In 2011, the state adopted a "modified open primary". Individual citizens may vote for any candidate, and the top two candidates regardless of party will advance to the general election. The Presidential election is exempt from this voting method as it is a contest for delegates rather than a direct election for an office.

A potential side effect of the open primary is that parties that run more candidates may find themselves at a disadvantage, since their partisan supporters' votes will be split more ways in the primary and thus those candidates may have a harder time reaching the top-two ranking when competing with parties that run fewer candidates.

States with an open presidential primary

Alabama
Arkansas
Colorado
Georgia
Indiana
Massachusetts (Primaries open for "unenrolled"/unaffiliated voters only)
Minnesota
Mississippi
Missouri
Montana
New Hampshire (Primaries open for “undeclared”/unaffiliated voters only)
North Carolina (Primaries open for unaffiliated voters only)
North Dakota
Ohio (semi-open) 
Oklahoma (Only Democratic primary is open to Independent voters as of November 2015) 
South Carolina
South Dakota  (Only Democratic primary is open to Independent voters as of November 2018) 
Tennessee
Texas
Utah (for the Democratic Presidential Primary)
Vermont
Virginia
Washington
Wisconsin

States with open primaries for other elections
A similar system known as a nonpartisan blanket primary has been used in Louisiana for state and local elections since 1976, and began to be used in Washington, after numerous court challenges, in 2008.

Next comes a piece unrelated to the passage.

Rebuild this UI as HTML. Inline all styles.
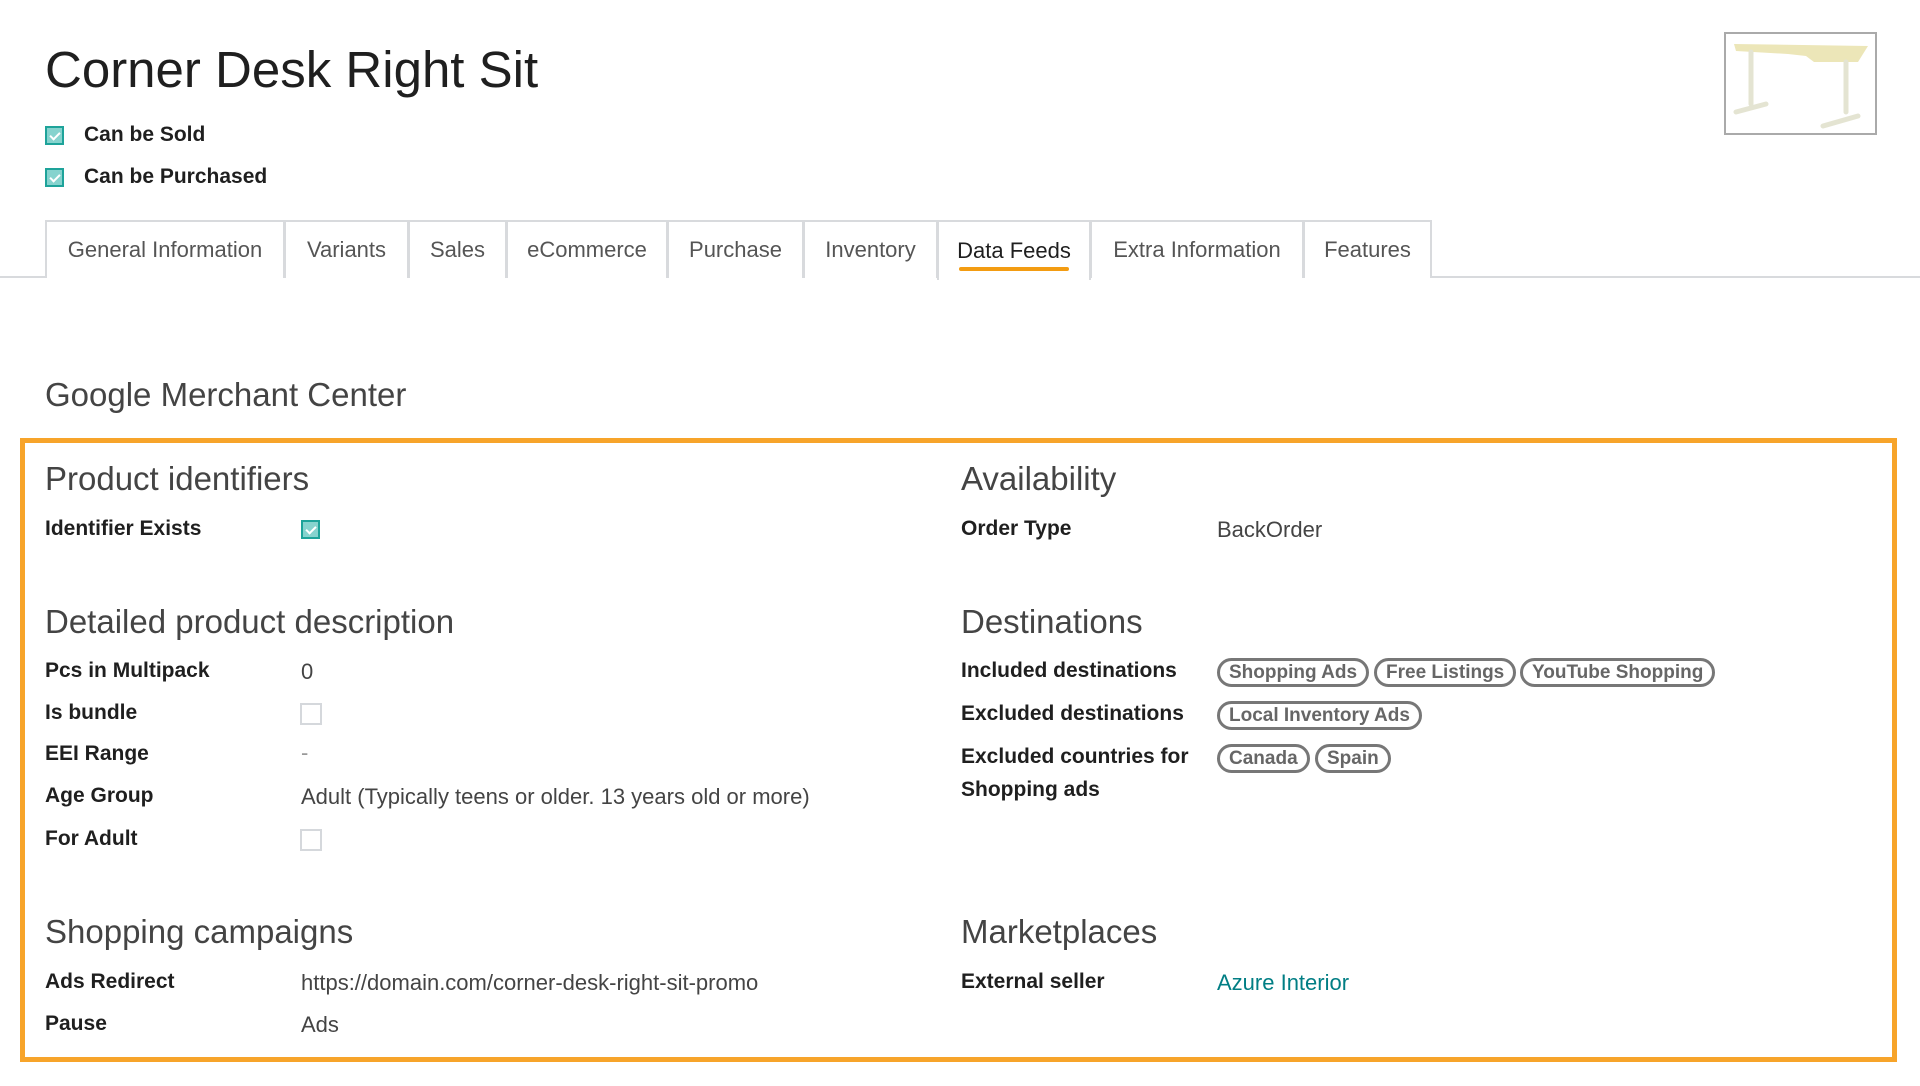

In California, under Proposition 14, a measure that easily passed, traditional party primaries were replaced in 2011 with wide-open elections. Proposition 14, known as the open primary measure, gave every voter the same ballot in primary elections for most state and federal races, except the presidential contest.

Most primaries in New York are closed, but state law contains a provision allowing parties to use a different method if they want. Currently, only the Independence Party chooses to allow unaffiliated voters to participate.